DATA EXCERPT –

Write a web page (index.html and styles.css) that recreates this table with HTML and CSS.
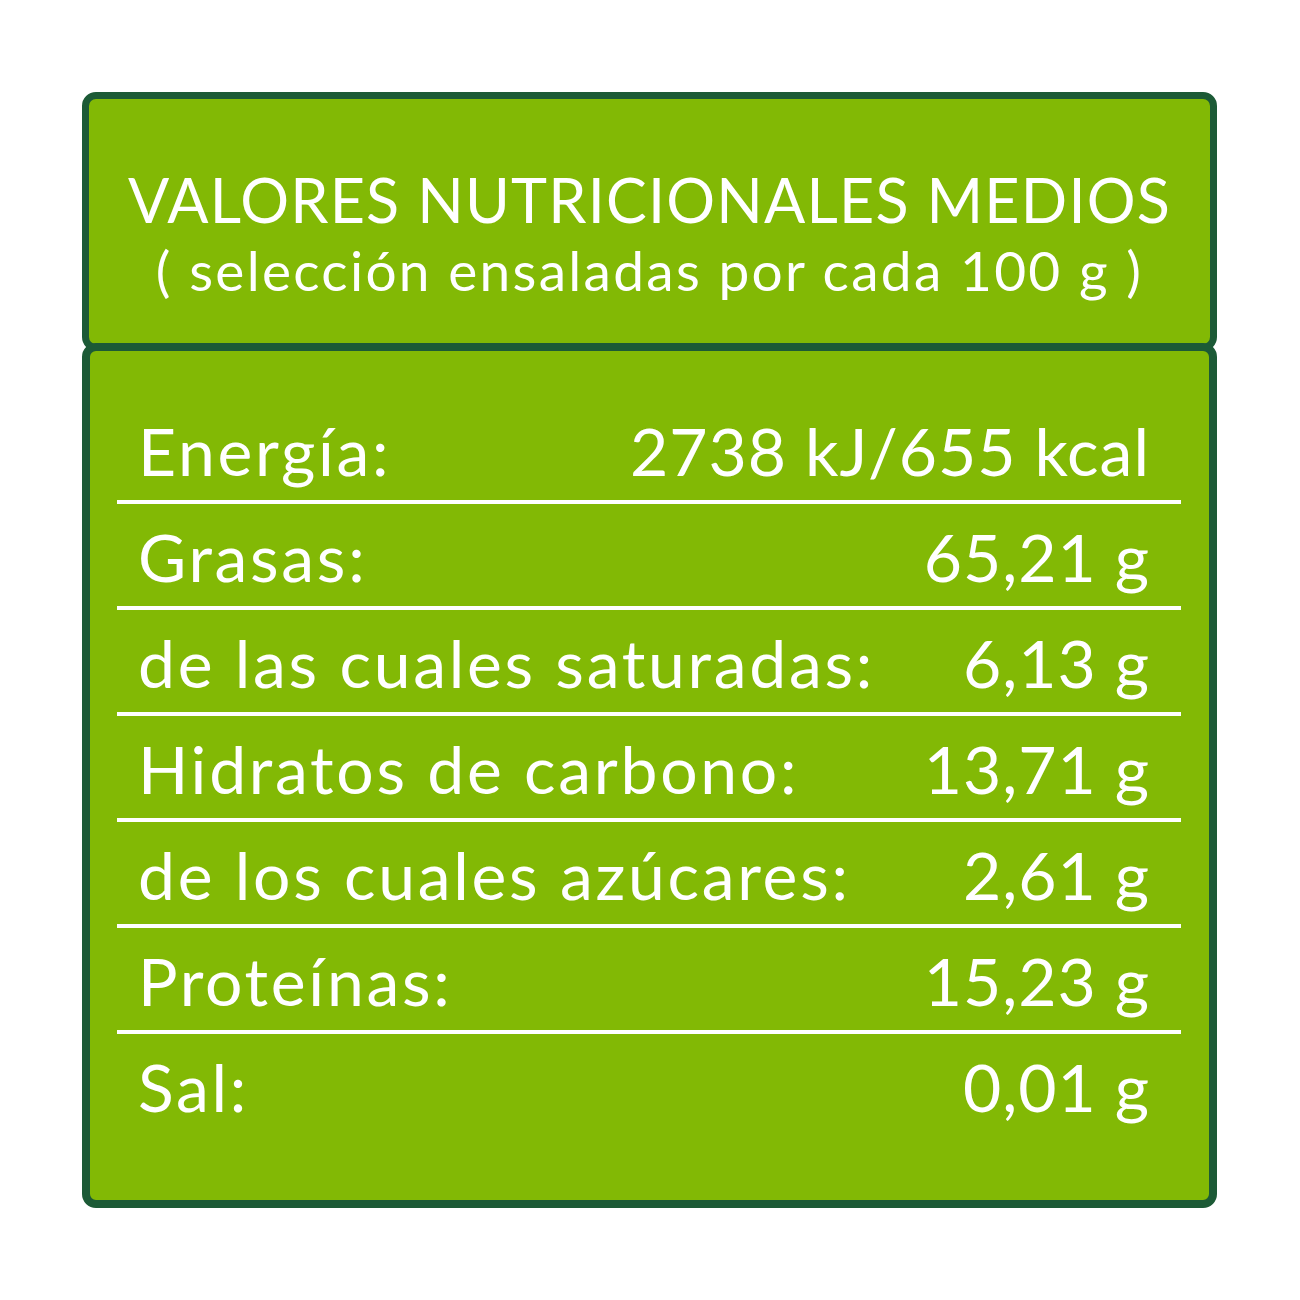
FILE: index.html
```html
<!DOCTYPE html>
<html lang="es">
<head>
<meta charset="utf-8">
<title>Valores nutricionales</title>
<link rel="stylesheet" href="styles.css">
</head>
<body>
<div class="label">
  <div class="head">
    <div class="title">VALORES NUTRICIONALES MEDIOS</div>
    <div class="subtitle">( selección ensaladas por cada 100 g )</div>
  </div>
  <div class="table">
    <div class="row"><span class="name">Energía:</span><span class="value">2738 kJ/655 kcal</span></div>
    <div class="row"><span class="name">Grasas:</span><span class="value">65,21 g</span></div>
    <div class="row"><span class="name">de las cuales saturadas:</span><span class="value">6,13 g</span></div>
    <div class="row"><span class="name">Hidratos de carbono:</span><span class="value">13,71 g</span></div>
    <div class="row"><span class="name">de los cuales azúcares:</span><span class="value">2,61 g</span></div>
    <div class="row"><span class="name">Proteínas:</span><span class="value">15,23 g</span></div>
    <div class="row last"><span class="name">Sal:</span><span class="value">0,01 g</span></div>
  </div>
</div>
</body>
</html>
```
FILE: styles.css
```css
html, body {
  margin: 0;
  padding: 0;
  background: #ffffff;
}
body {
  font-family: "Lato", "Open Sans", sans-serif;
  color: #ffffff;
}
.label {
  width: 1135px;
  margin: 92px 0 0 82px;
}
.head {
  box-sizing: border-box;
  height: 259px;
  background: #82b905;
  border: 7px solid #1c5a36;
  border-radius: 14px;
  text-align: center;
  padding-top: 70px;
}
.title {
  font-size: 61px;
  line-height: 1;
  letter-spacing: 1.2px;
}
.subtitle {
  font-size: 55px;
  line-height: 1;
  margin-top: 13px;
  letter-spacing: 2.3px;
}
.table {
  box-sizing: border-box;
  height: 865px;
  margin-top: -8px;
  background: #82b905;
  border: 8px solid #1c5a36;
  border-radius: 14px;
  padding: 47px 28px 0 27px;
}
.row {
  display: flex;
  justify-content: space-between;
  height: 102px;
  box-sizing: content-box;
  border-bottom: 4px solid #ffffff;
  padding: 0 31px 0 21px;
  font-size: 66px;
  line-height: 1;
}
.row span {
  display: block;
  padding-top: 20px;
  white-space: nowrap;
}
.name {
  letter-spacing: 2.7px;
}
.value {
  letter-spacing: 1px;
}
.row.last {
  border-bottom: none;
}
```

WHAT YOU WILL DO –
Quote the material in full and exactly; do not carry over its pictures.

SOLUTION FOR THIS TASK –
Write a web page (index.html and styles.css) that recreates this table with HTML and CSS.
FILE: index.html
```html
<!DOCTYPE html>
<html lang="es">
<head>
<meta charset="utf-8">
<title>Valores nutricionales</title>
<link rel="stylesheet" href="styles.css">
</head>
<body>
<div class="label">
  <div class="head">
    <div class="title">VALORES NUTRICIONALES MEDIOS</div>
    <div class="subtitle">( selección ensaladas por cada 100 g )</div>
  </div>
  <div class="table">
    <div class="row"><span class="name">Energía:</span><span class="value">2738 kJ/655 kcal</span></div>
    <div class="row"><span class="name">Grasas:</span><span class="value">65,21 g</span></div>
    <div class="row"><span class="name">de las cuales saturadas:</span><span class="value">6,13 g</span></div>
    <div class="row"><span class="name">Hidratos de carbono:</span><span class="value">13,71 g</span></div>
    <div class="row"><span class="name">de los cuales azúcares:</span><span class="value">2,61 g</span></div>
    <div class="row"><span class="name">Proteínas:</span><span class="value">15,23 g</span></div>
    <div class="row last"><span class="name">Sal:</span><span class="value">0,01 g</span></div>
  </div>
</div>
</body>
</html>
```
FILE: styles.css
```css
html, body {
  margin: 0;
  padding: 0;
  background: #ffffff;
}
body {
  font-family: "Lato", "Open Sans", sans-serif;
  color: #ffffff;
}
.label {
  width: 1135px;
  margin: 92px 0 0 82px;
}
.head {
  box-sizing: border-box;
  height: 259px;
  background: #82b905;
  border: 7px solid #1c5a36;
  border-radius: 14px;
  text-align: center;
  padding-top: 70px;
}
.title {
  font-size: 61px;
  line-height: 1;
  letter-spacing: 1.2px;
}
.subtitle {
  font-size: 55px;
  line-height: 1;
  margin-top: 13px;
  letter-spacing: 2.3px;
}
.table {
  box-sizing: border-box;
  height: 865px;
  margin-top: -8px;
  background: #82b905;
  border: 8px solid #1c5a36;
  border-radius: 14px;
  padding: 47px 28px 0 27px;
}
.row {
  display: flex;
  justify-content: space-between;
  height: 102px;
  box-sizing: content-box;
  border-bottom: 4px solid #ffffff;
  padding: 0 31px 0 21px;
  font-size: 66px;
  line-height: 1;
}
.row span {
  display: block;
  padding-top: 20px;
  white-space: nowrap;
}
.name {
  letter-spacing: 2.7px;
}
.value {
  letter-spacing: 1px;
}
.row.last {
  border-bottom: none;
}
```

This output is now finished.